Pordenone, per uccidere la moglie si schianta contro un tir Stampa
Scritto da Maria Elena Cosenza   
Giovedì 16 Marzo 2017 12:13
PORDENONE - Si è fidata per l’ultima volta del padre dei suoi figli Jamir Temjenlenmla, 37 anni, indiana naturalizzata italiana, e le è costato troppo caro il prezzo, ha perso la vita. E’ accaduto nella provincia di Pordenone, si tratta dell’ennesimo femminicidio. Questa volta, però, l’assassino, Cristiano Dipaolantonio, 45 anni, secondo la Procura, ha tentato di nasconderlo con un incidente stradale, dove hanno perso la vita in tre: Jamir, Cristiano e Florindo Carrer, 52 anni, di Cessalto (Treviso), l’autista del tir con il quale si è schiantato pur di uccidere la giovane moglie.

 

L’Antefatto

Si tratta del tragico epilogo dopo numerose avvisaglie: «“Mi ammazza, aiutami”: Jamir me lo ripeteva di continuo. Aveva fatto di tutto per evitare che si arrivasse a quello che è successo». 

Maria De Stefano è la presidente dell’associazione Voce Donna che gestisce il centro antiviolenza di Pordenone. Jamir «una donna bella e piena di forza, si rialzava sempre», aveva cercato aiuto lì, preoccupata per ciò che il compagno, Cristiano Dipaolantonio, avrebbe potuto fare. 

 

L’incidente

Lunedì mattina il marito l’ha prelevata dall’ospedale dove era ricoverata per un precedente incidente e invece di portarla a prendere i bambini a scuola l’ha condotta su una strada molto trafficata e nota per i numerosi incidenti stradali.

Alcuni testimoni oculari parlano del furgoncino dell’azienda di Cristiano che sfrecciava ad alte velocità ed effettuava sorpassi pericolosi.

L’ultimo sorpasso li ha portati alla morte.

I rilievi effettuati sul posto non evidenziano alcun segno di frenata, proprio a voler avvalorare la tesi della Procura di Pordenone che parla, appunto, di femminicidio mascherato da incidente stradale.

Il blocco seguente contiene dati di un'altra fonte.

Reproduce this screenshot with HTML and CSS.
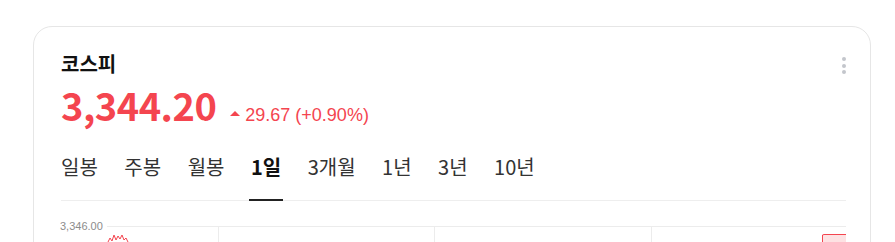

Jamir era ricoverata perché già domenica Dipaolantonio aveva provocato un incidente: era uscito di strada a Cappella Maggiore, nel Trevigiano, dopo aver abbattuto un muretto. Lui non si era fatto niente, Jamir era stata trasportata d’urgenza con l’elisoccorso all’ospedale di Treviso per un trauma cranico. Era rimasta una notte in osservazione. Lunedì sembrava che il pericolo fosse scampato. Poi, inspiegabilmente, ha accettato un passaggio dall’uomo con cui aveva due bambine, di 8 e 14 anni. Ancora non è chiaro perché abbia accettato un passaggio dallo stesso uomo che aveva già tentato di ucciderla, ma forse perché Jamir parlava l’italiano ancora con difficoltà ed era da sola a Pordenone, i parenti sono in India. Si era trasferita 15 anni fa proprio per stare con Dipaolantonio, che aveva conosciuto a una conferenza umanitaria indiana. Si era rivolta prima a uno psicologo, poi al centro antiviolenza perché il marito aveva atteggiamenti sempre più persecutori. 

I disturbi psichici

«Non abusi fisici, ma psicologici: il suo è uno dei rari casi di maltrattamenti, meno del 10%, in cui la violenza è frutto di disturbi psichici— spiega De Stefano —. Perseguitava non solo lei, ma anche altri, si contraddiceva, dava per certe cose che non erano mai accadute». Di recente le sue condizioni erano peggiorate: «Le aveva detto che voleva togliersi la vita, poi che avrebbe ucciso anche lei e le figlie». Jamir a febbraio si era decisa a denunciarlo. «Doveva trasferirsi nella nostra casa protetta con le figlie. Poi è saltato tutto». Proprio quella mattina i servizi sociali del Comune, visto il suo stato di salute, gli avevano imposto il ricovero con un trattamento sanitario obbligatorio. Era stato dimesso dopo 15 giorni, sembrava stesse meglio ma non era tornato a casa. «Jamir si era tranquillizzata e non si era più fatta sentire con noi» dice De Stefano. Invece lui l’ha convinta a seguirlo un’ultima volta.